_STATED TASK_: Reproduce the listing word for word, leaving every picture behind.

_GIVEN INFORMATION_:
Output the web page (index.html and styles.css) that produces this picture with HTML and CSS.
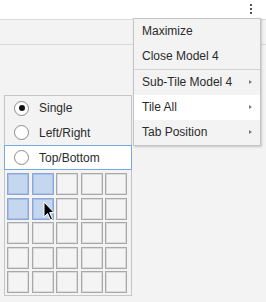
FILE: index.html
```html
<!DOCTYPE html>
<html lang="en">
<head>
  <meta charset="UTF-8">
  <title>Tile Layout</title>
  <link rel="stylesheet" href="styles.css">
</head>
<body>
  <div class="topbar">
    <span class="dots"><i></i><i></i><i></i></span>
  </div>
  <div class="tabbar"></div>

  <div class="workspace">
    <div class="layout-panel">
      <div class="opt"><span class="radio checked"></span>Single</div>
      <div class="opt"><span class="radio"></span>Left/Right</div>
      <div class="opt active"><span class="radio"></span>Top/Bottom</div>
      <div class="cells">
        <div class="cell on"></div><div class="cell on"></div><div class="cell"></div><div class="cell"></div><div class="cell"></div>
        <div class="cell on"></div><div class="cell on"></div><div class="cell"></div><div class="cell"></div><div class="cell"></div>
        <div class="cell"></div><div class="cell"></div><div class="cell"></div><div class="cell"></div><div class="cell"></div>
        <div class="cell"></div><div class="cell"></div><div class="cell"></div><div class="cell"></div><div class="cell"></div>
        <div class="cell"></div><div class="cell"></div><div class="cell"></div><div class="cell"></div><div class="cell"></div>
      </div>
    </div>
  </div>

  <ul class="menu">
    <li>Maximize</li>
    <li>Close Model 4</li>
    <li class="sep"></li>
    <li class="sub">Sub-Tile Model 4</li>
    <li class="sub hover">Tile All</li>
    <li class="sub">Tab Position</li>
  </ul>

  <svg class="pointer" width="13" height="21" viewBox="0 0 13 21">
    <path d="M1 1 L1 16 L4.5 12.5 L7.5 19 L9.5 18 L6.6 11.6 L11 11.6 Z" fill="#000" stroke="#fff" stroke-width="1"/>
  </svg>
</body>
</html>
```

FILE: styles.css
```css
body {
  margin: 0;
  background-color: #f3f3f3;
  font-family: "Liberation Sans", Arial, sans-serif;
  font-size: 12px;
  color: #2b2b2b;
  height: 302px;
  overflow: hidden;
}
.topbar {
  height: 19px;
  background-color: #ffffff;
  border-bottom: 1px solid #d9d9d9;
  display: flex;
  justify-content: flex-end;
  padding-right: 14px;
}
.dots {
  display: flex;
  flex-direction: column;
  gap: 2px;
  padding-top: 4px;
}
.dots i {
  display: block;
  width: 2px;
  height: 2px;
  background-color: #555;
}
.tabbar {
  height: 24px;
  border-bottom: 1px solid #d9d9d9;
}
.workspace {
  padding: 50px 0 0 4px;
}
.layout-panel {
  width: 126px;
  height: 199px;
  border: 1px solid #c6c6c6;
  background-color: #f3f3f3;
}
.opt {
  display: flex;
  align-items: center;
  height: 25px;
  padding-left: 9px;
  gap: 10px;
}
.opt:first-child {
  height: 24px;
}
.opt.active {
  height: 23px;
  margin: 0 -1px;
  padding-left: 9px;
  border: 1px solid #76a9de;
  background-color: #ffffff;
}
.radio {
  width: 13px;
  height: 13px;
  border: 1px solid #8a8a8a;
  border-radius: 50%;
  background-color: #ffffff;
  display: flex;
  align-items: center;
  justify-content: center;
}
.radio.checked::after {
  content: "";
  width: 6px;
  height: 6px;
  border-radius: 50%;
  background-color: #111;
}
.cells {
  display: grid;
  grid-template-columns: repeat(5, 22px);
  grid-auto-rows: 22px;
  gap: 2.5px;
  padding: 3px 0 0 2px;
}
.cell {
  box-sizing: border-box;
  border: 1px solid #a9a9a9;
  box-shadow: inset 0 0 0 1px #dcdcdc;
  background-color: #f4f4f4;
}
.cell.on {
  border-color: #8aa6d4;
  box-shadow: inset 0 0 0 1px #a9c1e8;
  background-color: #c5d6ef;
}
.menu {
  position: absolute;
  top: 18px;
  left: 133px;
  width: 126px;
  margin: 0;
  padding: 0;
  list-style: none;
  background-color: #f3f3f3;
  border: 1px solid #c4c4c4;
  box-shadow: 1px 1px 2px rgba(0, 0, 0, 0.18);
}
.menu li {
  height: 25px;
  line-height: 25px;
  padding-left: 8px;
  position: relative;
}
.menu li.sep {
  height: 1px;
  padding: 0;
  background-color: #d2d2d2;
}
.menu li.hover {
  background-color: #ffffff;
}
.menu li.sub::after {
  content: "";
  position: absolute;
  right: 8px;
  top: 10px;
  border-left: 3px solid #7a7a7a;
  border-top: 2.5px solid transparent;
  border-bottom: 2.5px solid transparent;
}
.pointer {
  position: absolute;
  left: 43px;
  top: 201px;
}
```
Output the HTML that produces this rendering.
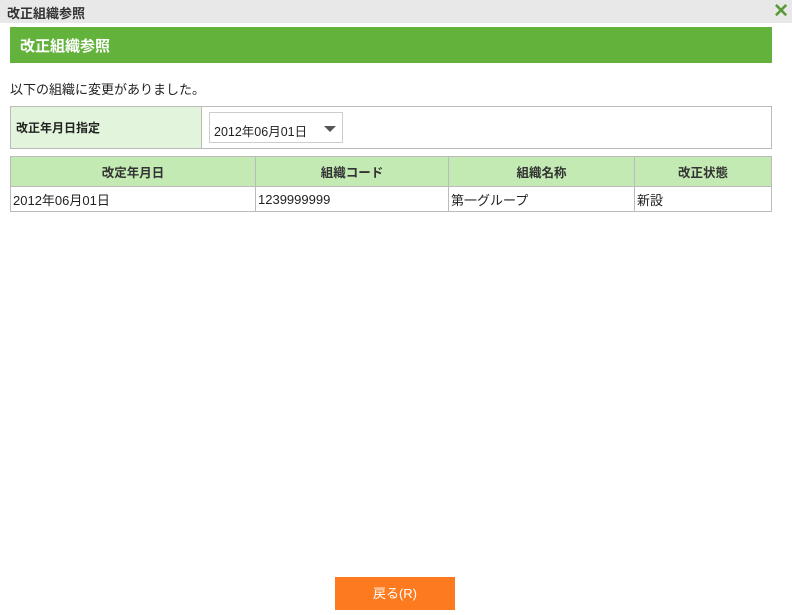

_WRITTEN ANSWER_:
Output the web page (index.html and styles.css) that produces this picture with HTML and CSS.
FILE: index.html
```html
<!DOCTYPE html>
<html lang="en">
<head>
  <meta charset="UTF-8">
  <title>Tile Layout</title>
  <link rel="stylesheet" href="styles.css">
</head>
<body>
  <div class="topbar">
    <span class="dots"><i></i><i></i><i></i></span>
  </div>
  <div class="tabbar"></div>

  <div class="workspace">
    <div class="layout-panel">
      <div class="opt"><span class="radio checked"></span>Single</div>
      <div class="opt"><span class="radio"></span>Left/Right</div>
      <div class="opt active"><span class="radio"></span>Top/Bottom</div>
      <div class="cells">
        <div class="cell on"></div><div class="cell on"></div><div class="cell"></div><div class="cell"></div><div class="cell"></div>
        <div class="cell on"></div><div class="cell on"></div><div class="cell"></div><div class="cell"></div><div class="cell"></div>
        <div class="cell"></div><div class="cell"></div><div class="cell"></div><div class="cell"></div><div class="cell"></div>
        <div class="cell"></div><div class="cell"></div><div class="cell"></div><div class="cell"></div><div class="cell"></div>
        <div class="cell"></div><div class="cell"></div><div class="cell"></div><div class="cell"></div><div class="cell"></div>
      </div>
    </div>
  </div>

  <ul class="menu">
    <li>Maximize</li>
    <li>Close Model 4</li>
    <li class="sep"></li>
    <li class="sub">Sub-Tile Model 4</li>
    <li class="sub hover">Tile All</li>
    <li class="sub">Tab Position</li>
  </ul>

  <svg class="pointer" width="13" height="21" viewBox="0 0 13 21">
    <path d="M1 1 L1 16 L4.5 12.5 L7.5 19 L9.5 18 L6.6 11.6 L11 11.6 Z" fill="#000" stroke="#fff" stroke-width="1"/>
  </svg>
</body>
</html>
```

FILE: styles.css
```css
body {
  margin: 0;
  background-color: #f3f3f3;
  font-family: "Liberation Sans", Arial, sans-serif;
  font-size: 12px;
  color: #2b2b2b;
  height: 302px;
  overflow: hidden;
}
.topbar {
  height: 19px;
  background-color: #ffffff;
  border-bottom: 1px solid #d9d9d9;
  display: flex;
  justify-content: flex-end;
  padding-right: 14px;
}
.dots {
  display: flex;
  flex-direction: column;
  gap: 2px;
  padding-top: 4px;
}
.dots i {
  display: block;
  width: 2px;
  height: 2px;
  background-color: #555;
}
.tabbar {
  height: 24px;
  border-bottom: 1px solid #d9d9d9;
}
.workspace {
  padding: 50px 0 0 4px;
}
.layout-panel {
  width: 126px;
  height: 199px;
  border: 1px solid #c6c6c6;
  background-color: #f3f3f3;
}
.opt {
  display: flex;
  align-items: center;
  height: 25px;
  padding-left: 9px;
  gap: 10px;
}
.opt:first-child {
  height: 24px;
}
.opt.active {
  height: 23px;
  margin: 0 -1px;
  padding-left: 9px;
  border: 1px solid #76a9de;
  background-color: #ffffff;
}
.radio {
  width: 13px;
  height: 13px;
  border: 1px solid #8a8a8a;
  border-radius: 50%;
  background-color: #ffffff;
  display: flex;
  align-items: center;
  justify-content: center;
}
.radio.checked::after {
  content: "";
  width: 6px;
  height: 6px;
  border-radius: 50%;
  background-color: #111;
}
.cells {
  display: grid;
  grid-template-columns: repeat(5, 22px);
  grid-auto-rows: 22px;
  gap: 2.5px;
  padding: 3px 0 0 2px;
}
.cell {
  box-sizing: border-box;
  border: 1px solid #a9a9a9;
  box-shadow: inset 0 0 0 1px #dcdcdc;
  background-color: #f4f4f4;
}
.cell.on {
  border-color: #8aa6d4;
  box-shadow: inset 0 0 0 1px #a9c1e8;
  background-color: #c5d6ef;
}
.menu {
  position: absolute;
  top: 18px;
  left: 133px;
  width: 126px;
  margin: 0;
  padding: 0;
  list-style: none;
  background-color: #f3f3f3;
  border: 1px solid #c4c4c4;
  box-shadow: 1px 1px 2px rgba(0, 0, 0, 0.18);
}
.menu li {
  height: 25px;
  line-height: 25px;
  padding-left: 8px;
  position: relative;
}
.menu li.sep {
  height: 1px;
  padding: 0;
  background-color: #d2d2d2;
}
.menu li.hover {
  background-color: #ffffff;
}
.menu li.sub::after {
  content: "";
  position: absolute;
  right: 8px;
  top: 10px;
  border-left: 3px solid #7a7a7a;
  border-top: 2.5px solid transparent;
  border-bottom: 2.5px solid transparent;
}
.pointer {
  position: absolute;
  left: 43px;
  top: 201px;
}
```
Output the HTML that produces this rendering.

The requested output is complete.